Readability: engineers and maintainers can glance at a string diff and understand the behavioral change.
Stability: harmless XML churn (node order, run technicalities) won’t break tests.
Safety: when a real invariant changes, diffs are loud and specific.

This fits my reality as a solo maintainer with sporadic enterprise usage: I need confidence to refactor and a fast path from bug report → minimal fixture → fix → guard.

Tooling and CI

Tests: JUnit 5, plain assertEquals on Stringifier output; no deep DOM assertions.
The Stringifier evolves: when I discover a new element that should appear in the textual view, I update the renderer and refresh golden outputs where the invariant applies. This keeps the suite honest without micromanaging XML.
CI: GitHub Actions runs Maven build, tests, site, Javadoc, mutation tests, deploys to Maven Central, and hooks into SonarQube/CodeQL. Renovate keeps dependencies fresh.

Pitfalls and mitigations

Golden file churn: keep fixtures tiny and named for the behavior they capture; batch renderer changes with a clear changelog.
Over‑stringifying: don’t aim to mirror WordprocessingML 1:1; capture only user‑visible semantics (text, styles, table/notes structure).
Blind spots: add focused fixtures whenever a user report reveals a missed invariant (headers/footers, SDTs, bookmarks).

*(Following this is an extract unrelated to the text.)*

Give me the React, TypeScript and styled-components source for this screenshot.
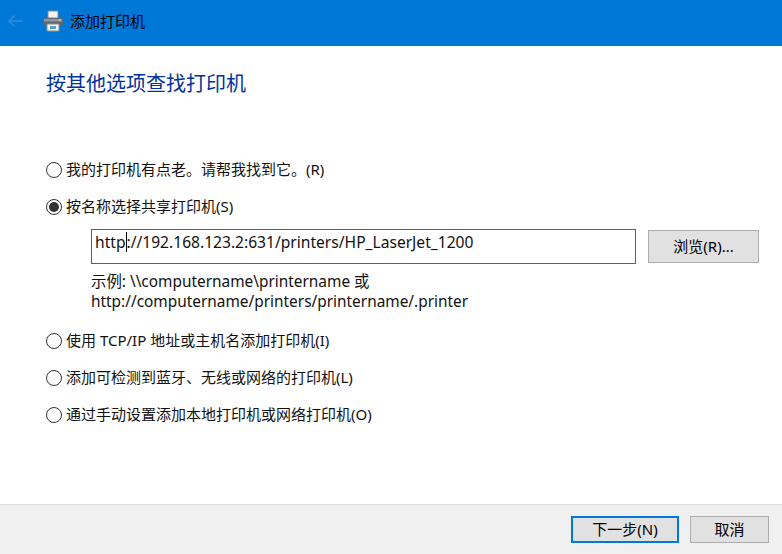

Checklist — getting started with characterization tests

List 3–5 tricky patterns from real templates (split placeholders, SDTs, repeated rows, notes).
Build minimal fixtures for each pattern; keep them human‑readable.
Introduce a Stringifier that exposes only user‑visible semantics.
Assert invariants with plain assertEquals; avoid DOM traversal.
Let CI enforce the new tests; evolve the renderer deliberately.

Unit tests still matter—but the “unit” is the behavior your users can see, not the graph your library happens to build this week.